THE COURT: Okay. And have you from that or from any source, from hearsay or otherwise, already pre-formed any opinions as to the guilt or the innocence of the accused person in the case?

HENDERSON: Uh - - no.

The court then explained the process for individual questioning and Henderson's voir dire continued. Later, the prosecutor asked the following:

THE PROSECUTOR: You stated that uh - - that you did know something about this case. Uh - - did you know about this - - anything about this case prior to the - - coming to the panel downstairs?

HENDERSON: Oh, I remember when it happened, and I mean - - nothing in particular, just - - you know, what you see through the media. And I recognized the names of the person I went to high school with. I didn't know him well. I mean, I just knew the circumstances - -



THE PROSECUTOR: Okay. And who was that?



HENDERSON: Vince Surace.

THE PROSECUTOR: Okay. You didn't know him well?



HENDERSON: I didn't. I just knew who he was.



THE PROSECUTOR: Okay. Was there any - - anything in those - - in that knowledge about Mr. Surace that would - - that would sway you either way here?



HENDERSON: No.



THE PROSECUTOR: Okay. It wouldn't make you for him or against him?



At the motion for new trial hearing, Henderson testified that two of appellant's investigators contacted him after the trial. As a result of their communication, Henderson signed an affidavit which stated that, at the time of trial, he knew that appellant had been convicted of the capital murder of Carmelo Surace and that he was on death row. He also knew that appellant's co-defendant had been sentenced to fifteen years for his involvement in the crime but thought that he could have negotiated a better deal with the state if he "had better counseling or played his cards right."

Appellant asked Henderson why he did not come forward with this information and Henderson responded as follows:

HENDERSON: They asked me if I was familiar with the case, and I told him I vaguely was through what I had heard in the media and read in the newspaper, so ...



DEFENSE COUNSEL: Okay. That's right. But you didn't tell us that you knew that he had received a capital murder conviction and sentence of death, did you?



HENDERSON: I - - I don't know at that time I said that. I don't know that I was asked exactly that way, I mean ...



DEFENSE COUNSEL: Did it not occur to you, Mr. Henderson, that we - - I guess maybe both sides would - - certainly the Defense would have been interested to know if you knew that Ryan was on death row when we tried this case?



HENDERSON: I would assume if you wanted to know that you would have asked me that.



DEFENSE COUNSEL: Okay. So for me to find out whether or not you knew that information, I would have had to say, Mr. Henderson, are you aware that Ryan is on death row? Is that the only way I could have found that out?
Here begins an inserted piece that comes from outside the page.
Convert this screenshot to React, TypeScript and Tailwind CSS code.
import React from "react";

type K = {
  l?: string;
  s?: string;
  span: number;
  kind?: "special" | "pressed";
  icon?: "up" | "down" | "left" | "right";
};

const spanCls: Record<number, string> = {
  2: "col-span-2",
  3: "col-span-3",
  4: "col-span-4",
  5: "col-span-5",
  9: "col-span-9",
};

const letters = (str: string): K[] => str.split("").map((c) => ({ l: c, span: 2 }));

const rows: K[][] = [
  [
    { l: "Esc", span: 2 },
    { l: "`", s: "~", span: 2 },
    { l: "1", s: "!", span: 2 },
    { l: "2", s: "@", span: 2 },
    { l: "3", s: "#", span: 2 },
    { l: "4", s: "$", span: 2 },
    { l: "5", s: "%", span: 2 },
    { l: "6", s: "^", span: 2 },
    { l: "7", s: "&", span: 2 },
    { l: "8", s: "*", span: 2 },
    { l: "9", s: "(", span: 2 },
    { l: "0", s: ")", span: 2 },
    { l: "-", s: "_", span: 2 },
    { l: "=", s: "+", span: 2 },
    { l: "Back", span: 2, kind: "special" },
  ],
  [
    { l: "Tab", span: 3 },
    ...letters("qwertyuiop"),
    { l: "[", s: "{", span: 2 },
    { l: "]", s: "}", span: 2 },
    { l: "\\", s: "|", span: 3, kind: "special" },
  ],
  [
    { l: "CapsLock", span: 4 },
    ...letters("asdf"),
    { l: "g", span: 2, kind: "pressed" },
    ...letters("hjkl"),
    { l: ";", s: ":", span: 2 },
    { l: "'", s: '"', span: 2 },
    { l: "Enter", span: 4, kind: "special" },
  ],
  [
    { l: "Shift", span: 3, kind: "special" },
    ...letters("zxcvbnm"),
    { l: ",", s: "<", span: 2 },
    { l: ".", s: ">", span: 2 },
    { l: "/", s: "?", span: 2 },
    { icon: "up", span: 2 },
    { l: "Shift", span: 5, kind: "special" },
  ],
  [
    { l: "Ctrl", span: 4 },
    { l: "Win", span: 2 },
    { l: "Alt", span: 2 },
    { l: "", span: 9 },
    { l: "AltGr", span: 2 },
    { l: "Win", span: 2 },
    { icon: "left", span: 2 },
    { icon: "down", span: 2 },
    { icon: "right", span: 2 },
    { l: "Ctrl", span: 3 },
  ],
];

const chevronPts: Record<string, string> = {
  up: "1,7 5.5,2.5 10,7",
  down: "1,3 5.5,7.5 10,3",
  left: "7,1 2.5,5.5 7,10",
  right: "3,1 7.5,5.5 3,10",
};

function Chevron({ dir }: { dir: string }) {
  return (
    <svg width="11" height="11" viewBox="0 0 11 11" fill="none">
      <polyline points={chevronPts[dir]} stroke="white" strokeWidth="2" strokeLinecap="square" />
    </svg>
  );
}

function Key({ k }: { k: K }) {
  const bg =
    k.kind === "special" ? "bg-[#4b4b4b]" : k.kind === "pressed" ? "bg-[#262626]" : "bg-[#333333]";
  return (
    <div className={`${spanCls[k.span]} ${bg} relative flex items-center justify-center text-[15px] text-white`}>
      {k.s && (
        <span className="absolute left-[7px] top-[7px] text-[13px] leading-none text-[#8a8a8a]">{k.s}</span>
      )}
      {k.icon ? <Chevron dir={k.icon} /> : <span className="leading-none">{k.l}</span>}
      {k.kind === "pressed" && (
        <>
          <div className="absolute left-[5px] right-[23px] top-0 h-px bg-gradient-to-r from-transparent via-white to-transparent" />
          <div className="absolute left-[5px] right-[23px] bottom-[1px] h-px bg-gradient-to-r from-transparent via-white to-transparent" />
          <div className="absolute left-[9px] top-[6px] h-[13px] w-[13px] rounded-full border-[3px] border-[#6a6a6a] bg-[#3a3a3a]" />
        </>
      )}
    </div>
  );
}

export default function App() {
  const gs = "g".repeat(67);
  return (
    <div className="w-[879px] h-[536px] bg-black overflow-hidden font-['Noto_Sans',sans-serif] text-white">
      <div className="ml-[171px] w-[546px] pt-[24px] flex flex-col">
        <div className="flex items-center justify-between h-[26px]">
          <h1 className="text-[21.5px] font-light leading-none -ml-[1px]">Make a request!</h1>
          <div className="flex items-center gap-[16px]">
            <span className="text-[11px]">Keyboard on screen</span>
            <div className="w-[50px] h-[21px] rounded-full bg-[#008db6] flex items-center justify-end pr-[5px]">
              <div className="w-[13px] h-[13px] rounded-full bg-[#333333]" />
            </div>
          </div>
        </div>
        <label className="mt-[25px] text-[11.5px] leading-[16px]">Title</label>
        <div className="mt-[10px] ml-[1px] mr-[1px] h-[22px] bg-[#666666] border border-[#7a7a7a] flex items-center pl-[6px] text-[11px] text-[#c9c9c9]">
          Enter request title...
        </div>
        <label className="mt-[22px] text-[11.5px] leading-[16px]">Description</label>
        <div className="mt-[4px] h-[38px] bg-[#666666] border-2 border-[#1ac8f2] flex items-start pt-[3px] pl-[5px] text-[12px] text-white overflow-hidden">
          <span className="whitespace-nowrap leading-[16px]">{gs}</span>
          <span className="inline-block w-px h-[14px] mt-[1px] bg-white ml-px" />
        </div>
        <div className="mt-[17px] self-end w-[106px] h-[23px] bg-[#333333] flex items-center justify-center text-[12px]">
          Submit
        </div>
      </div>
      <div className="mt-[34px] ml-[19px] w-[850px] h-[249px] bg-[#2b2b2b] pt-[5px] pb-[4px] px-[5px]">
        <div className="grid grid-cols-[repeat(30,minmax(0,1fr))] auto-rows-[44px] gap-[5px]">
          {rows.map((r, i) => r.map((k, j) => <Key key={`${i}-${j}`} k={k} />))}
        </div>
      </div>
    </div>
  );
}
HENDERSON: No. I mean, I believe from my answer, if I remember, you know, vaguely about the case and what happened through the media and the newspaper. If you read the newspaper or watch the media, you would have known what happened at that point, I think. I mean, I - - that makes common sense to me. Maybe I'm wrong.



Motion for New Trial

We review the trial court's ruling denying appellant's motion for new trial under an abuse of discretion standard. Salazar v. State, 38 S.W.3d 141, 148 (Tex. Crim. App.), cert. denied, 534 U.S. 855 (2001). We do not substitute our judgment for that of the trial court, but simply determine whether the trial court's ruling was arbitrary or unreasonable. Id.

A. Withheld Information

The record reflects that, when asked whether he knew anything about the case, Henderson replied that he did and that he had learned about the case through the media. The record also reflects that appellant did not ask any questions regarding what Henderson knew about the case, though he had ample opportunity to do so. Only the state and the trial court posed those questions.